An article at WebMD reveals 15 secrets to a happy family life, offering a welcome helping hand when it comes to keeping the peace at home:
1. Enjoy each other: a happy family is glad to see each other when they get home from work and school.
2. Swap stories: ask your kids what happened at school today, and share something that happened to you at work or home.
3. Put the marriage/partnership first: set a good example of a loving partnership by prioritizing your partner and your relationship.
4. Eat together: families that eat together, stay together.
5. Play together: have activities that you do as a family on a daily basis, such as reading a bedtime story.
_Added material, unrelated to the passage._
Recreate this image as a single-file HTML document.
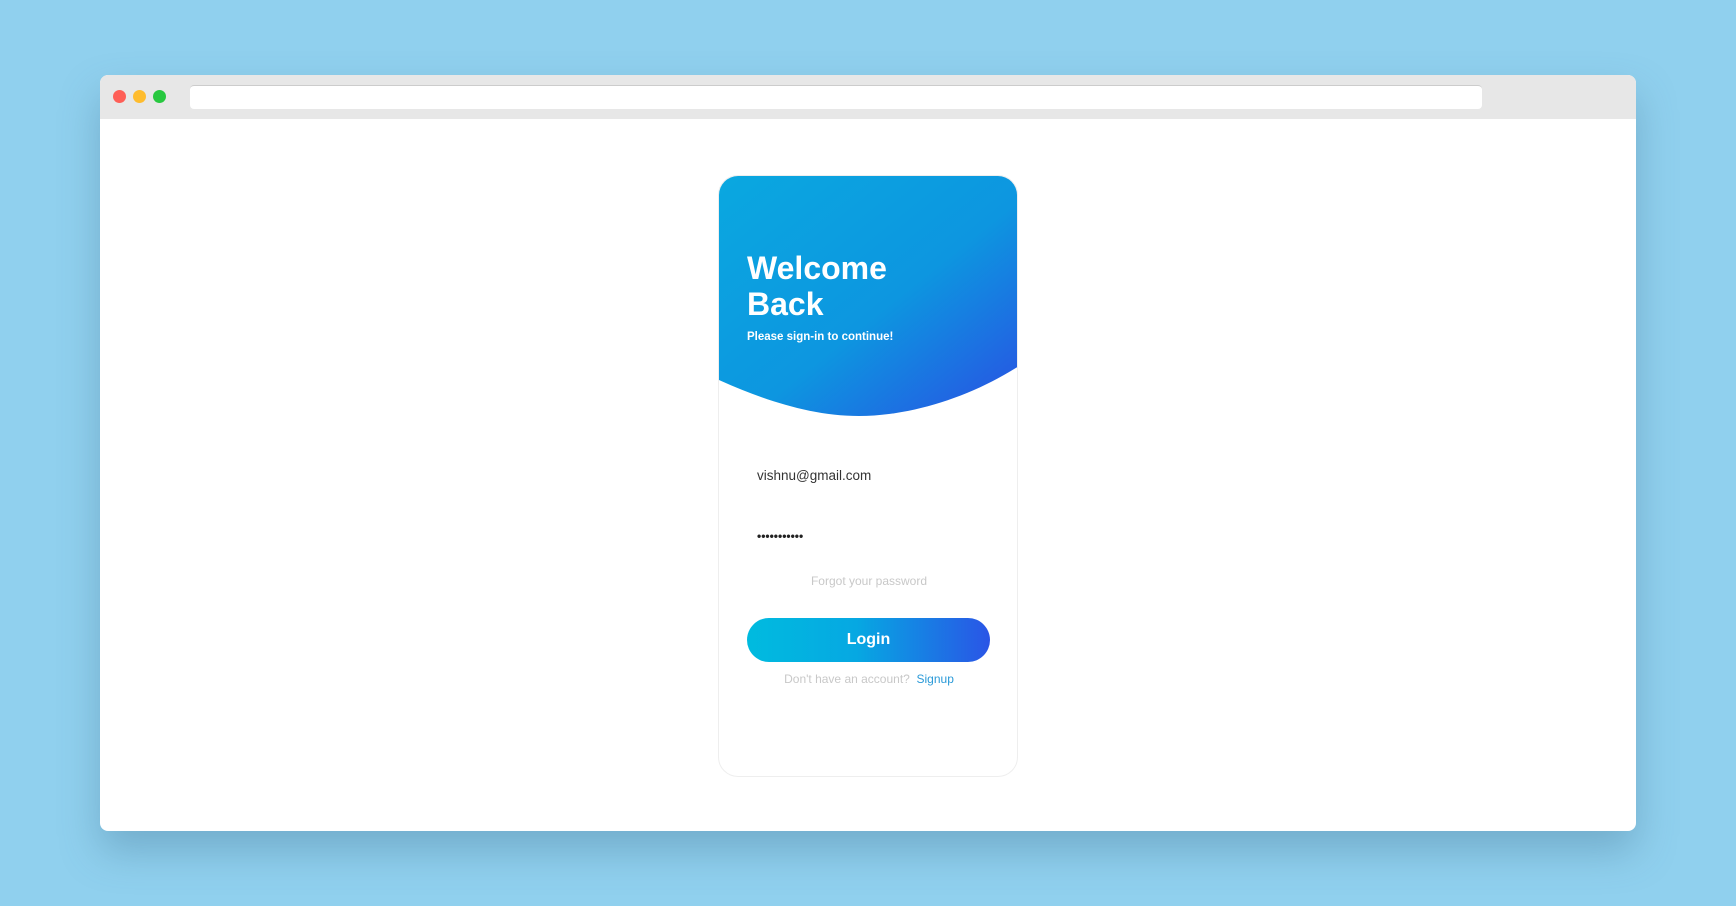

6. Put family before friends: friends are important, but creating plenty of fun within the family will stop kids looking for excitement – or mischief – elsewhere.
7. Limit after-school activities: instead of overloading kids and ending up spending little or no time together as a family, aim for moderation or create some of your own after-school activities such as bike riding or swimming that you can do together as a family.
8. Build and honour rituals: strengthen family bonds by creating special things that you do together as a family, such as pizza nights or regular Saturday morning activities.
9. Keep your voice down: create rules, set limits, and enforce boundaries, but don’t lose your temper as this only fuels a stressful environment.
10. Don’t fight in front of the kids: or if you do, explain that you just had a disagreement and that it is all ok now.
11. Don’t work too much: it can make family life dull and lead children to believe they are not worthy of your attention.
12. Encourage sibling harmony: remind your children to appreciate their siblings and how lucky they are to have them.
13. Have private jokes: this forges strong bonds and a sense of belonging.
14. Be flexible: make sure everyone still feels like part of the family, even as they grow, change, or leave home.
15. Communicate: keep channels of communication open between all family members, rather than letting the matriarch be the bottleneck through which all communication must flow.